LTW: The band’s politics were always front and centre within the songwriting – in fact, Crisis were one of the very few politically outspoken punk bands of the era (in contrast to the generally vague posturing that underpinned much of the wider punk scene). Did that outspokenness present you with any particular problems – or opportunities?
Tony: Well you never had to look very far for a fight at a Crisis gig. We were certainly at the cutting edge of things. I don’t have any regrets regarding our stance, but I think Crass were proved correct in that they were political but never ended up as apologists or tainted by the actions of political parties. We became too closely identified with a particular party or political current.
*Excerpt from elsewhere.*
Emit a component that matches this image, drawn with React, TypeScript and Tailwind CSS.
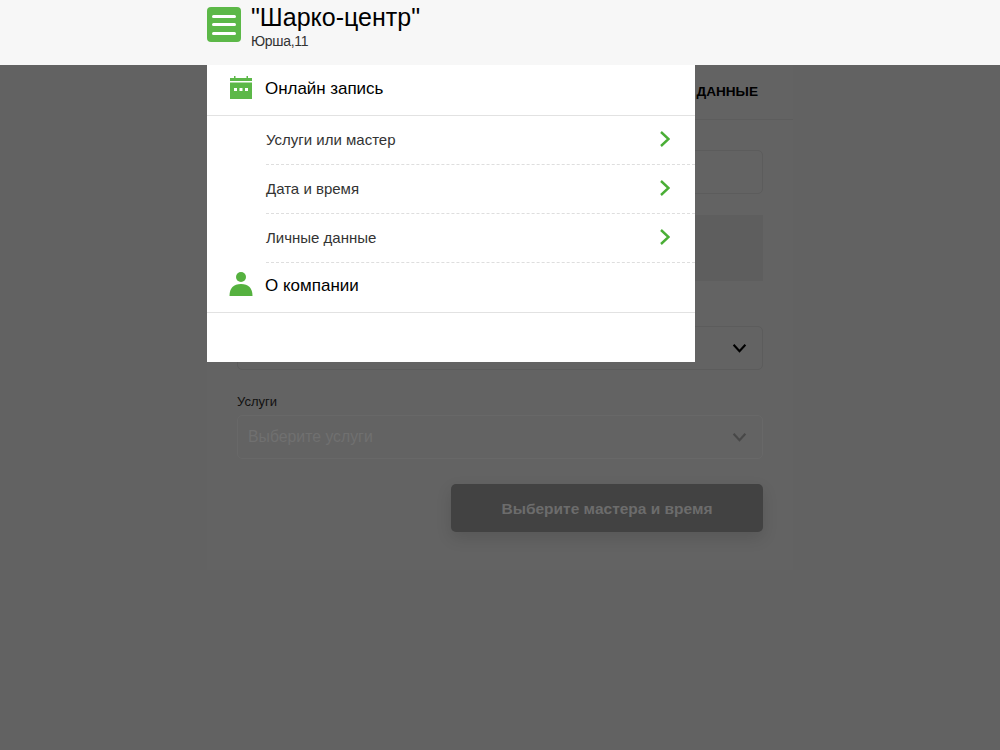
import React from "react";

const font = { fontFamily: '"Liberation Sans", Arial, sans-serif' };

function Chevron({ className }: { className: string }) {
  return (
    <svg viewBox="0 0 14 10" className={className} fill="none" stroke="currentColor" strokeWidth="2">
      <path d="M1.5 1.5 7 7.5l5.5-6" />
    </svg>
  );
}

function Right() {
  return (
    <svg width="10" height="16" viewBox="0 0 10 16" fill="none" stroke="#4aae36" strokeWidth="2.4" className="mr-[25px] mb-[2px]">
      <path d="M1 1l7.5 7L1 15" />
    </svg>
  );
}

function Row({ label }: { label: string }) {
  return (
    <div className="h-[49px] ml-[59px] flex items-center justify-between border-b border-dashed border-[#dedede]">
      <span className="text-[15px] text-[#333333]">{label}</span>
      <Right />
    </div>
  );
}

export default function App() {
  return (
    <div style={font} className="relative h-[750px] w-[1000px] overflow-hidden bg-[#626262]">
      <header className="h-[65px] bg-[#f7f7f7] pl-[207px] flex items-start">
        <div className="mt-[7px] w-[34px] h-[35px] rounded-[4px] bg-[#5cb848] flex flex-col justify-center items-center gap-[5.5px]">
          <span className="block w-[24px] h-[3px] rounded-sm bg-white" />
          <span className="block w-[24px] h-[3px] rounded-sm bg-white" />
          <span className="block w-[24px] h-[3px] rounded-sm bg-white" />
        </div>
        <div className="ml-[10px] mt-[3px]">
          <div className="text-[25px] leading-[29px] text-black">"Шарко-центр"</div>
          <div className="text-[14px] leading-[18px] text-[#333333] tracking-[-0.3px]">Юрша,11</div>
        </div>
      </header>

      <main className="ml-[207px] w-[586px] h-[505px] bg-[#636363]">
        <div className="h-[55px] border-b border-[#5d5d5d] flex items-center justify-end pr-[35px]">
          <span className="text-[13.6px] font-bold text-black">ДАННЫЕ</span>
        </div>
        <div className="px-[30px] pt-[30px]">
          <div className="h-[44px] rounded-[5px] border border-[#5c5c5c]" />
          <div className="mt-[21px] h-[66px] bg-[#5e5e5e]" />
          <div className="mt-[45px] h-[44px] rounded-[5px] border border-[#5c5c5c] flex items-center justify-end pr-[15px] text-black">
            <Chevron className="w-[15px] h-[11px]" />
          </div>
          <div className="mt-[24px] text-[13px] leading-[16px] text-[#111111]">Услуги</div>
          <div className="mt-[5px] h-[44px] rounded-[5px] border border-[#686868] flex items-center justify-between pl-[10px] pr-[15px]">
            <span className="text-[15.8px] text-[#707070]">Выберите услуги</span>
            <Chevron className="w-[15px] h-[11px] text-[#484848]" />
          </div>
          <div className="flex justify-end mt-[25px]">
            <div className="w-[312px] h-[48px] pt-[2px] rounded-[5px] bg-[#424242] shadow-[0_6px_16px_rgba(0,0,0,0.12)] flex items-center justify-center text-[15.5px] font-bold text-[#6c6c6c]">
              Выберите мастера и время
            </div>
          </div>
        </div>
      </main>

      <nav className="absolute left-[207px] top-[65px] w-[488px] h-[297px] bg-white">
        <div className="h-[51px] border-b border-[#e2e2e2] flex items-center">
          <svg width="22" height="23" viewBox="0 0 22 23" className="ml-[23px] mb-[5px]" fill="#5cb848">
            <path d="M0 2h4V0h1.500v2h11V0H18v2h4v3H0z" />
            <path fillRule="evenodd" d="M0 6.500h22V23H0zM4 12v3h3v-3zM9.500 12v3h3v-3zM15 12v3h3v-3z" />
          </svg>
          <span className="ml-[13px] mb-[2px] text-[17px] tracking-[-0.05px] text-black">Онлайн запись</span>
        </div>
        <Row label="Услуги или мастер" />
        <Row label="Дата и время" />
        <Row label="Личные данные" />
        <div className="h-[50px] border-b border-[#e2e2e2] flex items-center">
          <svg width="24" height="24" viewBox="0 0 24 24" className="ml-[22px] mb-[8px]" fill="#55b13f">
            <circle cx="12" cy="5" r="5" />
            <path d="M0.500 24c0-8 4-12 11.500-12s11.500 4 11.500 12z" />
          </svg>
          <span className="ml-[12px] mb-[4px] text-[17px] text-black">О компании</span>
        </div>
      </nav>
    </div>
  );
}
LTW: Musically, those early singles are still quite remarkable. They still sound quite contemporary, nearly 40 years on, and avoid some of the stereotypical stylistic clichés of so much ‘punk’ music. There are similarities to Gang of Four, Mekons, ATV, Wire and others who were retrospectively credited with developing a ‘post-punk’ aesthetic and approach. Were you conscious of the uniqueness of the Crisis ‘sound’ at the time?
Tony: Not at first, but it soon became obvious. I think Lester was a very good guitarist, which gave us an immediate advantage. Also none of us were morons, which can also help!
The band’s graphics were also very powerful. Some (like the cover for the Holocaust 12”) drew directly on graphics created by Atelier Populaire during the May ’68 uprisings in Paris, while others featured similarly hard-hitting simple line drawings. Who was responsible for the artwork, and was it a conscious decision to try to reflect the content of the songs within the visuals?
Tony: Flea our roadie did a lot of the early artwork, and later Doug. I have the artistic ability of a brick so it was certainly nothing to do with me.
The legacy of Crisis has been impacted to an extent by subsequent groups that original members were involved with during the 1980s, and by a perception of dramatic changes in political direction. There is still some background ‘chatter’ on this topic in regard to the upcoming tour. How do you feel about that, and is there anything you feel that needs clarifying?
Tony: Not really. I have made my position crystal clear over the years. Crisis were an antifascist band. They still are. I was told there were a few keyboard warriors whining before the Dublin Castle gigs. Of course, as usual it’s behind your back and nothing happened. Real antifascists have more important things to deal with. Anyway, I’m not hard to find, if you have a problem, say it to my face.
All we have had so far is an amazing reaction from original fans of the band and those discovering the band. If I thought we couldn’t do the songs justice and were simply a sordid tribute band going through the motions, I would never have done it. I think the audience would have let us know pretty quickly as well. Crisis fans are not famed for their quiet reserve.